Andrea's 16-year-old brother Takura said his sister was his "inspiration and motivation to succeed".

He said: "I know she will not get to grow old but I will always be grateful for the years I had with her from day one, and I hope we get to meet again one day."

Theresa Buttery, headteacher of Shinewater Primary School in Eastbourne, said that Andrea had wanted to be a nurse, like her mother, when she grew up, and that she would often worry about other children and forget about herself.

She said Andrea would talk a lot about her eight-year-old brother Victor, who was her "hero" and that she would be "remembered for her pink coats, twinkly shoes and permanent smile".

She added: "Like glitter, she will twinkle everywhere and it will be impossible to forget her."

Andrea's grandmother Grace Bwanya said the five-year-old was "ahead of time" and that "she wanted me to have memories of her so I had something to talk about as I am doing here now".

Following the service, the family went to Langney Cemetery where Andrea was buried.

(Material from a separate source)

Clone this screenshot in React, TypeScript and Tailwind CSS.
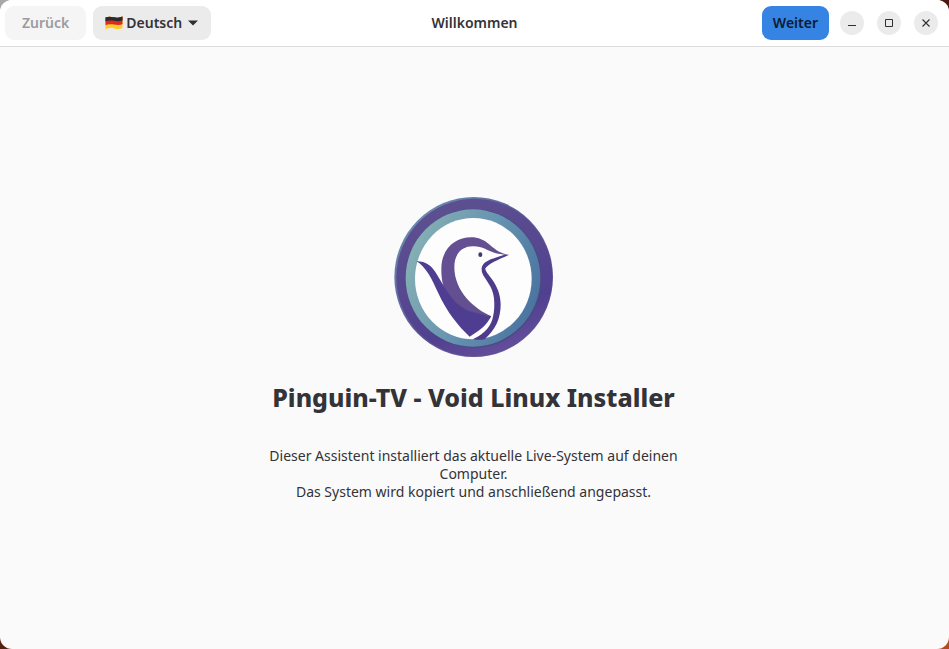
import React, { useState } from "react";

/* LANGUAGES */
const LANGUAGES = [
  { code: "de", label: "Deutsch" },
  { code: "en", label: "English" },
];

/* INTRO TEXT */
const INTRO = [
  "Dieser Assistent installiert das aktuelle Live-System auf deinen Computer.",
  "Das System wird kopiert und anschließend angepasst.",
];

/* WINDOW CONTROLS */
const CONTROLS = [
  { label: "Minimieren", path: "M4 10.5h8", width: 1 },
  { label: "Maximieren", path: "M4.5 4.5h7v7h-7z", width: 1 },
  { label: "Schließen", path: "M4.5 4.5l7 7M11.5 4.5l-7 7", width: 1.1 },
];

const GermanFlag: React.FC = () => (
  <svg viewBox="0 0 18 14" className="w-[18px] h-[14px] shrink-0" aria-hidden="true">
    <defs>
      <clipPath id="flag-wave">
        <path d="M0.5 1.6C3 0.2 6 0.5 9 1.3S15 1.8 17.5 0.6V12C15 13.4 12 13.2 9 12.4S3 12 0.5 13.2Z" />
      </clipPath>
    </defs>
    <g clipPath="url(#flag-wave)">
      <path d="M0 0h18v14H0z" fill="#fbcd2d" />
      <path d="M0 0h18v8C15 9.4 12 9.2 9 8.6S3 8 0 9.2Z" fill="#e02a20" />
      <path d="M0 0h18v4.2C15 5.6 12 5.4 9 4.8S3 4.2 0 5.4Z" fill="#2b2b2d" />
    </g>
  </svg>
);

const Logo: React.FC = () => (
  <svg viewBox="30 30 480 480" className="size-40" role="img" aria-label="Pinguin-TV">
    <defs>
      <linearGradient id="ring" x1="0.3" y1="0" x2="0.7" y2="1">
        <stop offset="0" stopColor="#5d5090" />
        <stop offset="0.45" stopColor="#57488f" />
        <stop offset="0.75" stopColor="#51408f" />
        <stop offset="1" stopColor="#65509a" />
      </linearGradient>
      <linearGradient id="rim" x1="0" y1="0" x2="1" y2="1">
        <stop offset="0" stopColor="#6f9dbb" />
        <stop offset="0.5" stopColor="#5c5596" />
        <stop offset="1" stopColor="#6a55a0" />
      </linearGradient>
      <linearGradient id="teal" x1="0" y1="0.3" x2="1" y2="0.7">
        <stop offset="0" stopColor="#86b1b4" />
        <stop offset="0.5" stopColor="#6794b0" />
        <stop offset="1" stopColor="#49729f" />
      </linearGradient>
      <linearGradient id="head" x1="0" y1="0" x2="1" y2="1">
        <stop offset="0" stopColor="#644f93" />
        <stop offset="1" stopColor="#62508d" />
      </linearGradient>
    </defs>
    <ellipse cx="269" cy="270" rx="238" ry="240" fill="url(#rim)" />
    <ellipse cx="271" cy="271" rx="234" ry="236" fill="url(#ring)" />
    <ellipse cx="269" cy="274" rx="204" ry="208" fill="#4a4a86" />
    <ellipse cx="267" cy="273" rx="202" ry="206" fill="url(#teal)" />
    <ellipse cx="268" cy="275" rx="175" ry="182" fill="#fcfdfc" />
    {/* head and back */}
    <path
      d="M375 203C350 200 337 190 318 174C301 159 282 151 262 151C212 151 172 187 172 245C172 275 176 298 187 318C220 372 285 384 322 388C272 366 211 314 211 240C211 200 234 178 266 178C295 177 311 192 333 198C347 201 356 202 362 203L375 203Z"
      fill="url(#head)"
    />
    {/* throat and chest */}
    <path
      d="M375 203C342 219 316 227 304 244C302 260 350 289 350 352C350 396 334 428 302 457Q284 460 266 457C305 438 322 415 327 389C331 373 332 355 330 334C326 290 293 271 293 248C293 222 322 216 362 203Z"
      fill="#4e3b8c"
    />
    {/* wing */}
    <path
      d="M97 222C128 224 143 235 160 265C184 305 198 333 226 355C256 378 294 381 322 388C308 414 288 431 257 449C224 419 188 374 163 319C143 274 126 240 97 222Z"
      fill="#4f3d91"
    />
    <ellipse cx="289" cy="203" rx="6" ry="7" fill="#43396f" />
  </svg>
);

const App: React.FC = () => {
  const [language, setLanguage] = useState("de");

  return (
    <div className="min-h-screen flex bg-[conic-gradient(from_0deg,#4a1a0c_0deg_90deg,#b64a1c_90deg_180deg,#54200f_180deg_270deg,#a8a8a8_270deg_360deg)] font-['Noto_Sans',sans-serif] text-[#333338]">
      <div className="flex-1 flex flex-col rounded-xl overflow-hidden bg-[#fafafa]">
        {/* HEADER BAR */}
        <header className="grid grid-cols-[1fr_auto_1fr] items-center bg-white border-b border-[#dcdcdc] px-[5px] py-1.5 text-sm font-semibold">
          <div className="flex items-center gap-[7px]">
            <button
              type="button"
              disabled
              className="h-[34px] px-[17px] rounded-[9px] bg-[#f5f5f5] text-[#9b9b9d]"
            >
              Zurück
            </button>
            <div className="h-[34px] px-3 rounded-[9px] bg-[#ebebeb] flex items-center">
              <GermanFlag />
              <select
                aria-label="Sprache"
                value={language}
                onChange={(e) => setLanguage(e.target.value)}
                className="appearance-none field-sizing-content leading-6 bg-transparent font-semibold ml-[3px] outline-none"
              >
                {LANGUAGES.map(({ code, label }) => (
                  <option key={code} value={code}>
                    {label}
                  </option>
                ))}
              </select>
              <svg viewBox="0 0 12 6" className="w-3 h-1.5 ml-[5px]" aria-hidden="true">
                <path d="M1 0.5h10L6 5.5z" fill="#2e2e33" />
              </svg>
            </div>
          </div>

          <h1>Willkommen</h1>

          <div className="flex items-center justify-end gap-[13px] pr-1.5">
            <button
              type="button"
              className="h-[34px] px-[11px] -mr-0.5 rounded-[9px] bg-[#3584e4] text-[#0b1b30]"
            >
              Weiter
            </button>
            {CONTROLS.map(({ label, path, width }) => (
              <button
                key={label}
                type="button"
                aria-label={label}
                className="size-6 rounded-full bg-[#ebebeb] flex items-center justify-center"
              >
                <svg viewBox="0 0 16 16" className="size-4" fill="none" stroke="#2e2e33" strokeWidth={width}>
                  <path d={path} />
                </svg>
              </button>
            ))}
          </div>
        </header>

        {/* WELCOME PAGE */}
        <main className="flex-1 flex flex-col items-center justify-center pt-0.5 pl-6 pr-[26px] text-center">
          <Logo />
          <h2 className="mt-6 text-[25px] leading-8 font-extrabold">Pinguin-TV - Void Linux Installer</h2>
          <div className="mt-[34px] max-w-[420px] text-sm leading-[18px]">
            {INTRO.map((line) => (
              <p key={line}>{line}</p>
            ))}
          </div>
        </main>
      </div>
    </div>
  );
};

export default App;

The family's plight became headline news following the decision by the Home Office to refuse Andrea's maternal grandparents, retired street trader Stanley Bwanya, 65, and Grace, 57, and aunt, Monalisa Faith, 21, access to the UK amid fears they might abscond.

Prime Minister David Cameron intervened in the case, personally writing to the girl's parents to say he had asked Home Secretary Theresa May to look into the issue.

The decision was later upheld, despite the family offering to wear electronic tags and report to the local police station, and prompted an e-petition signed by more than 120,000 people calling for the visas to be granted.

Mrs Gada also pleaded for her relatives to be allowed in to the UK, and said: "Losing a child is one of the hardest things a person can experience, and at this time myself and my husband are both longing for the support of our family."

Immigration and Security Minister James Brokenshire said the family were eventually granted visas after providing new information and assurances in fresh applications to enable approval to be given.

Mrs Gada, who claimed her relatives posed no risk to the UK and simply wanted to travel over to support them and grieve for Andrea, said the support her family had received locally had been fantastic.